What the task requires: Give back exactly the lines from the beginning of the listing below to the line holding "string; blue: boolean;", both ends included; the pictures stay out.

Information provided:
>> Start

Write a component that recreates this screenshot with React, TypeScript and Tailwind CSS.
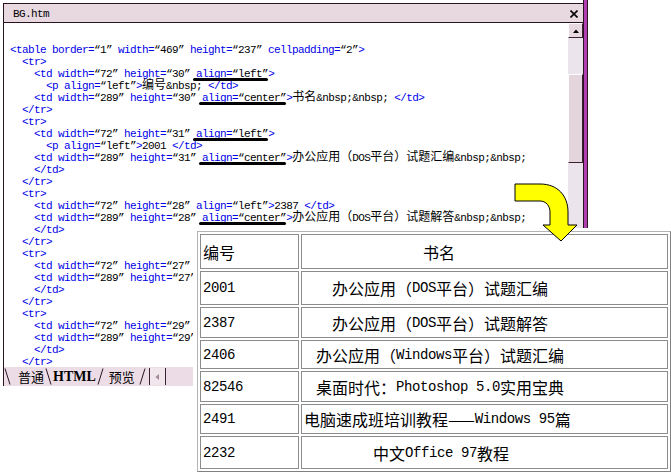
import React from 'react';

const CJK = /([\u2014\u3000-\u9fff\uff00-\uffef]+)/;

const codeLatin = "font-['Liberation_Mono',monospace] text-[11px] tracking-[-0.6px]";
const codeCjk = "font-['Noto_Sans_CJK_SC',sans-serif] text-[12px]";
const cellLatin = "font-['Liberation_Mono',monospace] text-[14px] tracking-[-0.4px]";
const cellCjk = "font-['Noto_Sans_CJK_SC',sans-serif] text-[16px]";

function Mixed({ text, latin, cjk }: { text: string; latin: string; cjk: string }) {
  return (
    <>
      {text.split(CJK).map((part, i) =>
        part === '' ? null : (
          <span key={i} className={i % 2 ? cjk : latin}>
            {part}
          </span>
        ),
      )}
    </>
  );
}

type Run = { text: string; blue: boolean; u: boolean };

// tags blue, quoted values and plain text black; [[ ]] marks the hand drawn underline
function tokenize(src: string): Run[] {
  const runs: Run[] = [];
  let inTag = false;
  let inStr = false;
  let u = false;
  const push = (ch: string, blue: boolean) => {
    const last = runs[runs.length - 1];
    if (last && last.blue === blue && last.u === u) last.text += ch;
    else runs.push({ text: ch, blue, u });
  };
  let i = 0;
  while (i < src.length) {
    if (src.startsWith('[[', i)) {
      u = true;
      i += 2;
      continue;
    }
    if (src.startsWith(']]', i)) {
      u = false;
      i += 2;
      continue;
    }
    const ch = src[i];
    if (!inTag) {
      if (ch === '<') {
        inTag = true;
        push(ch, true);
      } else push(ch, false);
    } else if (inStr) {
      push(ch, false);
      if (ch === '”') inStr = false;
    } else if (ch === '“') {
      inStr = true;
      push(ch, false);
    } else {
      push(ch, true);
      if (ch === '>') inTag = false;
    }
    i++;
  }
  return runs;
}

function CodeLine({ src }: { src: string }) {
  const groups: { u: boolean; runs: Run[] }[] = [];
  for (const r of tokenize(src)) {
    const g = groups[groups.length - 1];
    if (g && g.u === r.u) g.runs.push(r);
    else groups.push({ u: r.u, runs: [r] });
  }
  return (
    <div className="h-[12px] leading-[12px] whitespace-pre">
      {groups.map((g, gi) => {
        const inner = g.runs.map((r, ri) => (
          <span key={ri} className={r.blue ? 'text-[#0000e8]' : 'text-black'}>
            <Mixed text={r.text} latin={codeLatin} cjk={codeCjk} />
          </span>
        ));
        return g.u ? (
          <span key={gi} className="relative inline-block h-[12px] align-top">
            {inner}
            <span className="absolute left-[-3px] right-0 top-[13px] h-[3px] rounded-full bg-black" />
          </span>
        ) : (
          <span key={gi}>{inner}</span>
        );
      })}
    </div>
  );
}

const lines = [
  '<table border=“1” width=“469” height=“237” cellpadding=“2”>',
  '  <tr>',
  '    <td width=“72” height=“30” [[align=“left”]]>',
  '      <p align=“left”>编号&nbsp; </td>',
  '    <td width=“289” height=“30” [[align=“center”]]>书名&nbsp;&nbsp; </td>',
  '  </tr>',
  '  <tr>',
  '    <td width=“72” height=“31” [[align=“left”]]>',
  '      <p align=“left”>2001 </td>',
  '    <td width=“289” height=“31” [[align=“center”]]>办公应用（DOS平台）试题汇编&nbsp;&nbsp;',
  '    </td>',
  '  </tr>',
  '  <tr>',
  '    <td width=“72” height=“28” align=“left”>2387 </td>',
  '    <td width=“289” height=“28” [[align=“center”]]>办公应用（DOS平台）试题解答&nbsp;&nbsp;',
  '    </td>',
  '  </tr>',
  '  <tr>',
  '    <td width=“72” height=“27” align=“left”>2406 </td>',
  '    <td width=“289” height=“27” align=“center”>办公应用（Windows平台）试题汇编&nbsp;&nbsp;',
  '    </td>',
  '  </tr>',
  '  <tr>',
  '    <td width=“72” height=“29” align=“left”>82546 </td>',
  '    <td width=“289” height=“29” align=“center”>桌面时代：Photoshop 5.0实用宝典',
  '    </td>',
  '  </tr>',
];

const rows = [
  { id: '编号', name: '书名', h: 'h-[35px]', pad: 'pl-[121px]' },
  { id: '2001', name: '办公应用（DOS平台）试题汇编', h: 'h-[34px]', pad: 'pl-[30px]' },
  { id: '2387', name: '办公应用（DOS平台）试题解答', h: 'h-[31px]', pad: 'pl-[30px]' },
  { id: '2406', name: '办公应用（Windows平台）试题汇编', h: 'h-[29px]', pad: 'pl-[14px]' },
  { id: '82546', name: '桌面时代：Photoshop 5.0实用宝典', h: 'h-[31px]', pad: 'pl-[14px]' },
  { id: '2491', name: '电脑速成班培训教程——Windows 95篇', h: 'h-[30px]', pad: 'pl-[2px]' },
  { id: '2232', name: '中文Office 97教程', h: 'h-[33px]', pad: 'pl-[71px]' },
];

function Slash({ back, className = '' }: { back?: boolean; className?: string }) {
  return (
    <svg width="7" height="17" viewBox="0 0 7 17" className={`shrink-0 ${className}`}>
      {back ? (
        <line x1="1" y1="0.5" x2="6" y2="16.5" stroke="#2a1420" strokeWidth="1" />
      ) : (
        <line x1="6" y1="0.5" x2="1" y2="16.5" stroke="#2a1420" strokeWidth="1" />
      )}
    </svg>
  );
}

function Scrollbar() {
  return (
    <div className="w-[15px] shrink-0 flex flex-col bg-[#ece4ec]">
      <div className="h-[15px] flex items-center justify-center bg-[#e8d8e0] border border-t-white border-l-white border-r-[#3a2030] border-b-[#3a2030]">
        <svg width="6" height="4" viewBox="0 0 6 4">
          <polygon points="0,4 6,4 3,0.5" fill="#000" />
        </svg>
      </div>
      <div className="h-[36px]" />
      <div className="h-[89px] bg-[#e4d4dc] border border-t-white border-l-white border-r-[#3a2030] border-b-[#3a2030]" />
    </div>
  );
}

function TabBar() {
  return (
    <div className="h-[19px] shrink-0 flex items-center bg-[#ecdce6] whitespace-nowrap">
      <Slash back />
      <span className="ml-[7px] mr-[1px] font-['Noto_Sans_CJK_SC',sans-serif] text-[13px] leading-[16px] text-black">普通</span>
      <Slash back />
      <span className="ml-[1px] font-['Liberation_Serif',serif] font-bold text-[14px] leading-[16px] text-black">HTML</span>
      <Slash className="ml-[1px]" />
      <span className="ml-[5px] mr-[4px] font-['Noto_Sans_CJK_SC',sans-serif] text-[13px] leading-[16px] text-black">预览</span>
      <Slash />
      <div className="ml-[3px] h-[17px] w-[17px] shrink-0 flex items-center justify-center border-l border-r border-[#3a2030] bg-[#f0e6ec]">
        <svg width="4" height="6" viewBox="0 0 4 6">
          <polygon points="4,0 4,6 0.5,3" fill="#a08898" />
        </svg>
      </div>
    </div>
  );
}

function TablePicture() {
  return (
    <div className="absolute left-[193px] top-[228px] w-[478px] h-[245px] bg-white pl-[4px] pt-[3px]">
      <div className="w-[474px] flex flex-col gap-[2px] p-[2px] border border-t-[#b4b4b4] border-l-[#b4b4b4] border-r-[#808080] border-b-[#808080]">
        {rows.map((r) => (
          <div key={r.id} className={`flex gap-[2px] ${r.h}`}>
            <div className="w-[99px] flex items-center pl-[2px] border border-[#8c8c8c] whitespace-pre text-black leading-[18px]">
              <Mixed text={r.id} latin={cellLatin} cjk={cellCjk} />
            </div>
            <div className={`w-[367px] flex items-center border border-[#8c8c8c] whitespace-pre text-black leading-[18px] ${r.pad}`}>
              <Mixed text={r.name} latin={cellLatin} cjk={cellCjk} />
            </div>
          </div>
        ))}
      </div>
    </div>
  );
}

function Arrow() {
  return (
    <svg className="absolute left-[510px] top-[180px]" width="72" height="66" viewBox="0 0 72 66">
      <path
        d="M5,4 L30,4 C48,4 58,16 58,32 L58,45 L67,45 L51,61 L33,45 L40,45 L40,32 C40,26 36,21 30,21 L5,21 Z"
        fill="#ffff00"
        stroke="#000"
        strokeWidth="1"
      />
    </svg>
  );
}

export default function App() {
  return (
    <div className="relative w-[671px] h-[473px] overflow-hidden bg-white">
      <div className="flex w-[588px] h-[386px]">
        <div className="flex-1 min-w-0 flex flex-col pl-[3px] pt-[3px]">
          <div className="flex-1 min-h-0 flex flex-col border-l border-t border-[#2a1420]">
            <div className="h-[19px] shrink-0 flex items-center justify-between pt-[2px] pl-[9px] pr-[5px] bg-[#e8d8e0] border-b border-[#2a1420]">
              <span className={`${codeLatin} text-black leading-[12px]`}>BG.htm</span>
              <svg width="8" height="8" viewBox="0 0 8 8">
                <path d="M0.5,0.5 L7.5,7.5 M7.5,0.5 L0.5,7.5" stroke="#000" strokeWidth="1.6" />
              </svg>
            </div>
            <div className="flex-1 min-h-0 flex">
              <div className="flex-1 min-w-0 overflow-hidden bg-white pt-[18px] pl-[6px]">
                {lines.map((l, i) => (
                  <CodeLine key={i} src={l} />
                ))}
              </div>
              <Scrollbar />
            </div>
            <TabBar />
          </div>
        </div>
        <div className="w-[5px] shrink-0 bg-[#b040b0] border-l border-r border-[#2a1420]" />
      </div>
      <TablePicture />
      <Arrow />
    </div>
  );
}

>> End

The solution:
Write a component that recreates this screenshot with React, TypeScript and Tailwind CSS.
import React from 'react';

const CJK = /([\u2014\u3000-\u9fff\uff00-\uffef]+)/;

const codeLatin = "font-['Liberation_Mono',monospace] text-[11px] tracking-[-0.6px]";
const codeCjk = "font-['Noto_Sans_CJK_SC',sans-serif] text-[12px]";
const cellLatin = "font-['Liberation_Mono',monospace] text-[14px] tracking-[-0.4px]";
const cellCjk = "font-['Noto_Sans_CJK_SC',sans-serif] text-[16px]";

function Mixed({ text, latin, cjk }: { text: string; latin: string; cjk: string }) {
  return (
    <>
      {text.split(CJK).map((part, i) =>
        part === '' ? null : (
          <span key={i} className={i % 2 ? cjk : latin}>
            {part}
          </span>
        ),
      )}
    </>
  );
}

type Run = { text: string; blue: boolean; u: boolean };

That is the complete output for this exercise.